Dito isso, convido o País a engajar-se na reflexão com que iniciei este artigo. Em outubro, elegeremos novo presidente da República. Renovaremos as duas Casas do Congresso Nacional, a continuidade ou renovação nos governos estaduais e nas Assembleias Legislativas. Ingressamos, portanto, no tempo eleitoral, que com o tempo administrativo perfaz as duas faces da política. É da natureza mesma da democracia que, neste momento, se agudizem os contrastes entre partidos e atores, na medida em que é aí que se oferecem ao eleitorado alternativas para o futuro do País.

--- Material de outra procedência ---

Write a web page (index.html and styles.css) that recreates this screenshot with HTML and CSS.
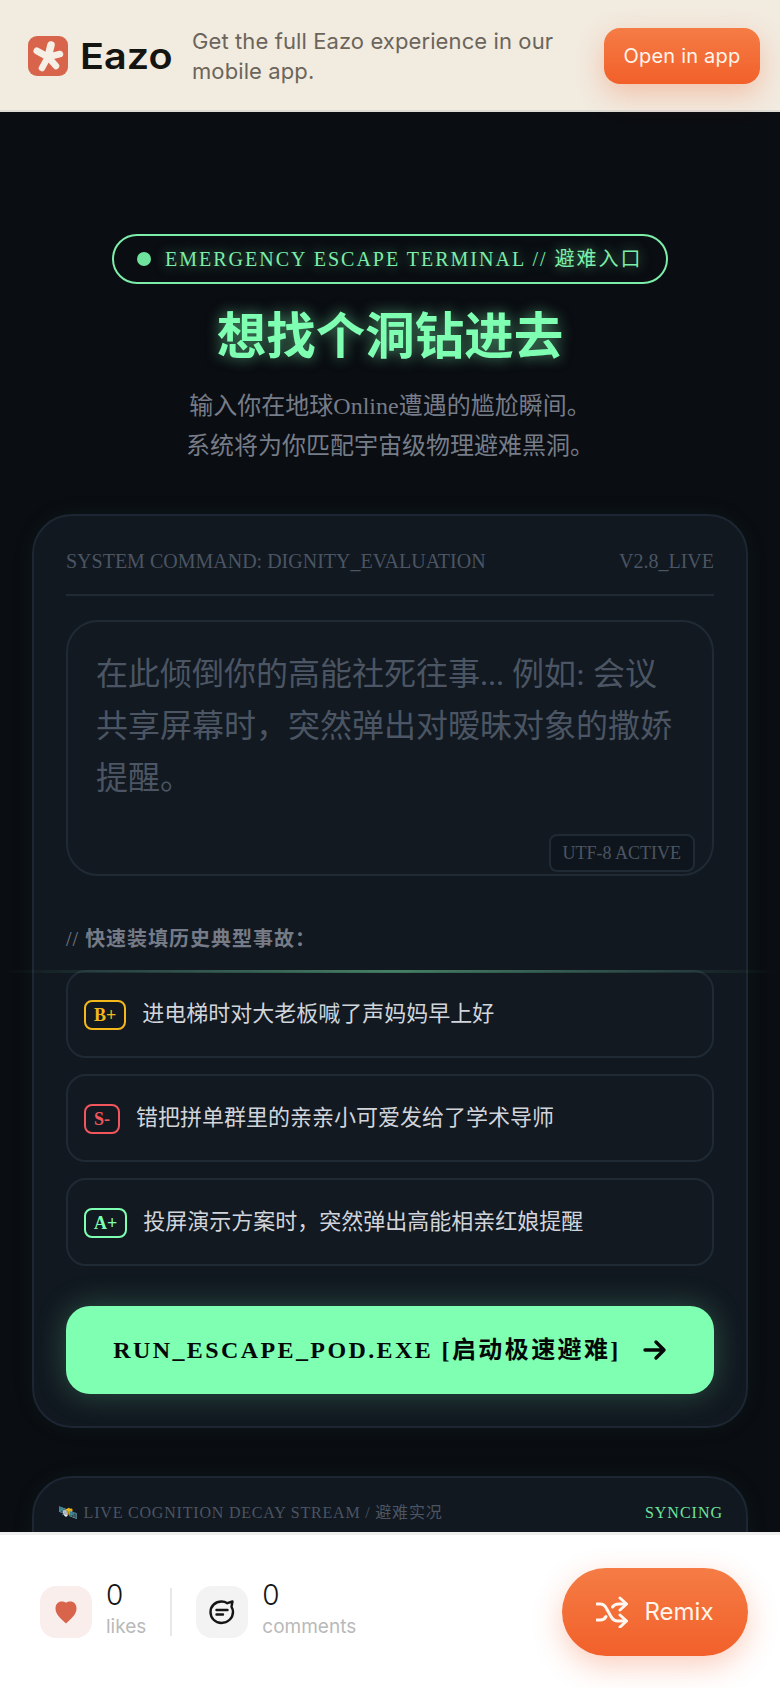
FILE: index.html
```html
<!DOCTYPE html>
<html lang="zh">
<head>
    <meta charset="UTF-8">
    <meta name="viewport" content="width=device-width, initial-scale=1.0">
    <title>想找个洞钻进去 - Eazo</title>
    <link rel="stylesheet" href="styles.css">
</head>
<body>
    <header class="banner">
        <div class="brand">
            <svg class="brand-mark" viewBox="0 0 40 40" aria-hidden="true">
                <rect width="40" height="40" rx="9" fill="#d9644c"/>
                <g stroke="#f6efe6" stroke-linecap="round">
                    <line x1="20" y1="21" x2="23" y2="9" stroke-width="7.500"/>
                    <line x1="20" y1="21" x2="32" y2="18" stroke-width="6.500"/>
                    <line x1="20" y1="21" x2="28" y2="30" stroke-width="6.500"/>
                    <line x1="20" y1="21" x2="14" y2="32" stroke-width="6.500"/>
                    <line x1="20" y1="21" x2="9" y2="15" stroke-width="7"/>
                </g>
            </svg>
            <span class="brand-name">Eazo</span>
        </div>
        <p class="banner-text">Get the full Eazo experience in our mobile app.</p>
        <a class="open-btn">Open in app</a>
    </header>

    <main class="page">
        <section class="hero">
            <div class="status-pill">
                <span class="status-dot"></span>
                <span class="status-text">EMERGENCY ESCAPE TERMINAL // 避难入口</span>
            </div>
            <h1 class="hero-title">想找个洞钻进去</h1>
            <p class="hero-sub">输入你在地球Online遭遇的尴尬瞬间。<br>系统将为你匹配宇宙级物理避难黑洞。</p>
        </section>

        <section class="card">
            <div class="card-head">
                <span>SYSTEM COMMAND: DIGNITY_EVALUATION</span>
                <span>V2.8_LIVE</span>
            </div>
            <div class="input-wrap">
                <textarea class="input" placeholder="在此倾倒你的高能社死往事... 例如: 会议共享屏幕时，突然弹出对暧昧对象的撒娇提醒。"></textarea>
                <span class="input-tag">UTF-8 ACTIVE</span>
            </div>
            <p class="quick-label">// <b>快速装填历史典型事故：</b></p>
            <div class="quick-list">
                <div class="quick-item">
                    <span class="grade grade-b">B+</span>
                    <span class="quick-text">进电梯时对大老板喊了声妈妈早上好</span>
                </div>
                <div class="quick-item">
                    <span class="grade grade-s">S-</span>
                    <span class="quick-text">错把拼单群里的亲亲小可爱发给了学术导师</span>
                </div>
                <div class="quick-item">
                    <span class="grade grade-a">A+</span>
                    <span class="quick-text">投屏演示方案时，突然弹出高能相亲红娘提醒</span>
                </div>
            </div>
            <button class="run-btn" type="button">
                <span class="run-text">RUN_ESCAPE_POD.EXE [启动极速避难]</span>
                <svg class="run-arrow" viewBox="0 0 24 22" aria-hidden="true">
                    <path d="M2 11h19M13 3l8 8-8 8" fill="none" stroke="#050807" stroke-width="3.400" stroke-linecap="round" stroke-linejoin="round"/>
                </svg>
            </button>
        </section>

        <section class="card stream">
            <div class="stream-head">
                <span>🛰️ LIVE COGNITION DECAY STREAM / 避难实况</span>
                <span class="syncing">SYNCING</span>
            </div>
        </section>
    </main>

    <div class="scan-line"></div>

    <footer class="action-bar">
        <div class="stats">
            <div class="stat">
                <span class="stat-icon stat-icon-like">
                    <svg viewBox="0 0 22 24" width="22" height="24" aria-hidden="true">
                        <path d="M11 23.500C6 19 .5 14.500 .5 8.500 .5 4 3.500 1.500 6.500 1.500c1.800 0 3.400 .4 4.500 1.200 1.100-.8 2.700-1.200 4.500-1.200 3 0 6 2.500 6 7 0 6-5.500 10.500-10.500 15z" fill="#d9644c"/>
                    </svg>
                </span>
                <div class="stat-text">
                    <span class="stat-num">0</span>
                    <span class="stat-name">likes</span>
                </div>
            </div>
            <span class="stat-divider"></span>
            <div class="stat">
                <span class="stat-icon">
                    <svg viewBox="0 0 28 28" width="28" height="28" aria-hidden="true">
                        <path d="M13.500 3.500c2.200 0 4.200 .6 5.800 1.700l5.200-1.700-1 5.300c1 1.600 1.500 3.400 1.500 5.200 0 6-5.200 11-11.500 11S2.500 20 2.500 14 7.500 3.500 13.500 3.500z" fill="none" stroke="#151515" stroke-width="2.400" stroke-linejoin="round"/>
                        <path d="M8.500 12h11M8.500 16.500h6.500" stroke="#151515" stroke-width="2.400" stroke-linecap="round"/>
                    </svg>
                </span>
                <div class="stat-text">
                    <span class="stat-num">0</span>
                    <span class="stat-name">comments</span>
                </div>
            </div>
        </div>
        <a class="remix-btn">
            <svg viewBox="0 0 32 32" width="32" height="32" aria-hidden="true">
                <g fill="none" stroke="#fff7f0" stroke-width="3" stroke-linecap="round" stroke-linejoin="round">
                    <path d="M1 8h3c3 0 5 1.500 6.500 4.500l4.500 8c1.500 3 4 4.500 7 4.500h8"/>
                    <path d="M1 24h3c3 0 5-1.500 6-3.500"/>
                    <path d="M16.500 11c1.500-2 3.500-3 6-3h7.500"/>
                    <path d="M24 2l6.500 6-6.500 6"/>
                    <path d="M24 19l6.500 6-6.500 6"/>
                </g>
            </svg>
            <span>Remix</span>
        </a>
    </footer>
</body>
</html>
```

FILE: styles.css
```css
/* page shell */
* {
    box-sizing: border-box;
}
body {
    margin: 0;
    height: 100vh;
    position: relative;
    display: flex;
    flex-direction: column;
    overflow: hidden;
    background-color: #0a0d12;
    font-family: "Liberation Serif", "Noto Sans CJK SC", serif;
}

/* top banner */
.banner {
    position: relative;
    z-index: 2;
    flex: none;
    height: 112px;
    display: flex;
    align-items: center;
    padding: 2px 20px 0 28px;
    background-color: #f2ebe0;
    border-bottom: 2px solid #dedbd5;
    font-family: Inter, sans-serif;
}
.brand {
    display: flex;
    align-items: center;
    gap: 12px;
    margin-right: 20px;
}
.brand-mark {
    width: 40px;
    height: 40px;
}
.brand-name {
    width: 92px;
    font-size: 36px;
    font-weight: 600;
    color: #141410;
    transform: scaleX(1.1);
    transform-origin: left center;
}
.banner-text {
    flex: 1;
    margin: 0;
    font-size: 22px;
    letter-spacing: 0.100px;
    line-height: 30px;
    color: #6b655b;
}
.open-btn {
    flex: none;
    width: 156px;
    height: 56px;
    display: flex;
    align-items: center;
    justify-content: center;
    border-radius: 16px;
    background: linear-gradient(180deg, #f57c45, #f2602a);
    box-shadow: 0 10px 28px rgba(242, 96, 42, 0.3);
    color: #fff5ec;
    font-size: 20px;
    letter-spacing: 0.200px;
}

/* dark page */
.page {
    flex: 1;
    min-height: 0;
    overflow: hidden;
    padding: 122px 32px 0;
}
.hero {
    display: flex;
    flex-direction: column;
    align-items: center;
    text-align: center;
}
.status-pill {
    height: 50px;
    width: 556px;
    display: flex;
    align-items: center;
    gap: 14px;
    padding: 0 23px;
    border: 2px solid #7ceeaa;
    border-radius: 25px;
    color: #7ceeaa;
    font-size: 20px;
    letter-spacing: 2px;
    white-space: nowrap;
    text-shadow: 0 0 12px rgba(127, 255, 178, 0.5);
}
.status-text {
    padding-bottom: 4px;
}
.status-dot {
    flex: none;
    width: 14px;
    height: 14px;
    border-radius: 50%;
    background-color: #6ee39d;
}
.hero-title {
    margin: 22px 0 16px;
    font-size: 49.500px;
    line-height: 64px;
    font-weight: 700;
    color: #7fffb2;
    text-shadow: 0 0 14px rgba(127, 255, 178, 0.55);
}
.hero-sub {
    margin: 0 0 48px;
    font-size: 24px;
    line-height: 40px;
    color: #767c88;
}

/* cards */
.card {
    border: 2px solid #1c2733;
    border-radius: 40px;
    padding: 32px;
    background-color: #111820;
    box-shadow: 0 0 30px rgba(127, 255, 178, 0.04);
}
.card-head {
    display: flex;
    justify-content: space-between;
    height: 48px;
    padding-bottom: 20px;
    border-bottom: 2px solid #1f2a35;
    margin-bottom: 24px;
    font-size: 20px;
    line-height: 26px;
    color: #4b5563;
}
.input-wrap {
    position: relative;
}
.input {
    display: block;
    width: 100%;
    height: 256px;
    padding: 26px 28px;
    border: 2px solid #1f2a35;
    border-radius: 32px;
    background-color: #121921;
    color: #d1d5db;
    font-family: inherit;
    font-size: 32px;
    line-height: 52px;
    resize: none;
    outline: none;
}
.input::placeholder {
    color: #4b5563;
    opacity: 1;
}
.input-tag {
    position: absolute;
    right: 19px;
    bottom: 4px;
    height: 38px;
    padding: 0 12px;
    display: flex;
    align-items: center;
    border: 2px solid #1f2a35;
    border-radius: 8px;
    background-color: #0f151c;
    color: #4b5563;
    font-size: 18px;
}
.quick-label {
    margin: 49px 0 17px;
    font-size: 20px;
    line-height: 28px;
    letter-spacing: 1px;
    color: #757b87;
}
.quick-list {
    display: flex;
    flex-direction: column;
    gap: 16px;
}
.quick-item {
    height: 88px;
    display: flex;
    align-items: center;
    gap: 16px;
    padding: 0 16px;
    border: 2px solid #1f2a35;
    border-radius: 20px;
    background-color: #121921;
    color: #d1d5db;
    font-size: 22px;
}
.quick-text {
    padding-bottom: 6px;
}
.grade {
    flex: none;
    height: 30px;
    margin-top: 2px;
    padding: 0 8px;
    display: flex;
    align-items: center;
    border: 2px solid currentColor;
    border-radius: 8px;
    font-size: 18px;
    font-weight: 700;
}
.grade-b {
    color: #f5b81c;
}
.grade-s {
    color: #f0565c;
}
.grade-a {
    color: #7fffb2;
}
.run-btn {
    width: 100%;
    height: 88px;
    margin-top: 40px;
    display: flex;
    align-items: center;
    justify-content: center;
    gap: 22px;
    border: none;
    border-radius: 24px;
    background-color: #7fffb2;
    box-shadow: 0 0 30px rgba(127, 255, 178, 0.25);
    color: #050807;
    font-family: inherit;
    font-size: 24px;
    font-weight: 700;
    letter-spacing: 2.4px;
}
.run-text {
    padding-bottom: 6px;
}
.run-arrow {
    width: 24px;
    height: 22px;
}

/* live stream */
.stream {
    min-height: 300px;
    margin-top: 48px;
    padding: 25px 23px 24px 24px;
}
.stream-head {
    display: flex;
    justify-content: space-between;
    font-size: 16px;
    line-height: 20px;
    letter-spacing: 0.800px;
    color: #4b5563;
}
.syncing {
    color: #6ee39d;
    letter-spacing: 1px;
}

/* scanning line across the whole page */
.scan-line {
    position: absolute;
    top: 970px;
    left: 0;
    right: 0;
    height: 3px;
    background: linear-gradient(90deg, transparent, rgba(127, 255, 178, 0.4), transparent);
}

/* bottom action bar */
.action-bar {
    position: relative;
    z-index: 2;
    flex: none;
    height: 156px;
    display: flex;
    align-items: center;
    justify-content: space-between;
    padding: 0 32px 0 40px;
    background-color: #fff;
    border-top: 3px solid #eee;
    font-family: Inter, sans-serif;
}
.stats {
    display: flex;
    align-items: center;
}
.stat {
    display: flex;
    align-items: center;
    gap: 14px;
}
.stat-icon {
    width: 52px;
    height: 52px;
    display: flex;
    align-items: center;
    justify-content: center;
    border-radius: 16px;
    background-color: #f3f3f3;
}
.stat-icon-like {
    background-color: #f9eeeb;
}
.stat-text {
    display: flex;
    flex-direction: column;
    padding-bottom: 3px;
}
.stat-num {
    font-size: 28px;
    font-weight: 300;
    line-height: 34px;
    color: #151515;
}
.stat-name {
    font-size: 19px;
    line-height: 30px;
    color: #b9b9b9;
}
.stat-divider {
    width: 2px;
    height: 48px;
    margin: 0 24px;
    background-color: #e8e8e8;
}
.remix-btn {
    width: 186px;
    height: 88px;
    display: flex;
    align-items: center;
    justify-content: center;
    gap: 16px;
    border-radius: 44px;
    background: linear-gradient(180deg, #f57c45, #f2602a);
    box-shadow: 0 10px 30px rgba(242, 96, 42, 0.3);
    color: #fff5ec;
    font-size: 24px;
}
```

Numa democracia, isso não é preocupante. Esse corrige excessos que se tenham cometido ao optar por um receituário em lugar de outros. Ocorre, no entanto, que em nosso país tem vicejado a tentação de substituir a boa pela má política. Naquela, a oposição percebe-se e é percebida como a alternativa legítima, na medida em que, a partir dos atos de fiscalizar e contrapor, ajuda na governança, enquanto constrói a plataforma que lhe permita chegar ao poder por delegação do povo. Em contraste, na política como deformação, predomina a lógica expressa de maneira tristemente célebre por Carl Schmitt para quem “toda ação e motivação política pode reduzir-se à distinção fundamental entre amigo e inimigo” (O Conceito de Político, 1932).

No Brasil, neste momento de crispação dos ânimos, um dever há de impor-se às lideranças políticas e aos detentores de outros cargos e responsabilidades. O dever de refletir se, por nossas palavras, gestos e omissões, contribuímos para que prevaleça a boa política, que dos contrastes faz emergir as soluções, ou a política como deformação, que aposta justamente no acirramento dos ânimos e do ódio para tão somente favorecer o amigo e aniquilar o inimigo.

Apostar na primeira das opções, a boa política, não é ingênuo nem avesso à natureza fundamental dos partidos (termo que, em sua acepção pura, quer dizer apenas “parte” num processo político). Pelo contrário: com a experiência acumulada em três décadas de cargos eletivos e com o respaldo de meio século de vida dedicado ao Direito Constitucional, não tenho dúvida em afirmar que o caminho é o da construção da paz. Para além da excitação das convenções partidárias, há algo que deve unir-nos num vínculo: a noção de Pátria, que urge recuperar.

Esta não é reflexão que se impõe só aos detentores de cargos eletivos. Ao concitar os brasileiros à pacificação, incluo naturalmente todos aqueles que têm por dever moral ou de ofício zelar pela harmonia que perpassa todo o edifício construído pelos constituintes de 1988.

Neste particular, falo com a autoridade de quem ajudou a construir a Carta que há 30 anos nos orienta na construção de um país mais próspero e mais justo. Como constituinte, sei bem que a pedra de toque de todo o sistema é a harmonia, que, como valor, deve sobrepor-se até mesmo aos freios e contrapesos.

Construir a desarmonia é violar a Constituição. Esta consideração deve presidir a ação de todos os agentes públicos, neste momento delicado da vida de nosso país. Mas, se o bom constitucionalismo não bastar para convencer-nos, há ainda constatação adicional, que deve calar fundo nos que, em outubro, se apresentarão ao eleitorado: o Brasil rejeita a política da discórdia e do descompromisso programático. O reflexo disso está no juízo reprobatório expressado em cada pesquisa de opinião, sobre o funcionamento de nossas instituições. Da correta compreensão desse juízo dependerá a própria legitimidade dos mandatos conquistados.

Daí porque conclamo os brasileiros e os que aspiram a dirigir o País que, após o tempo eleitoral, todos se unam no tempo administrativo para continuar a construir um Brasil cada vez melhor.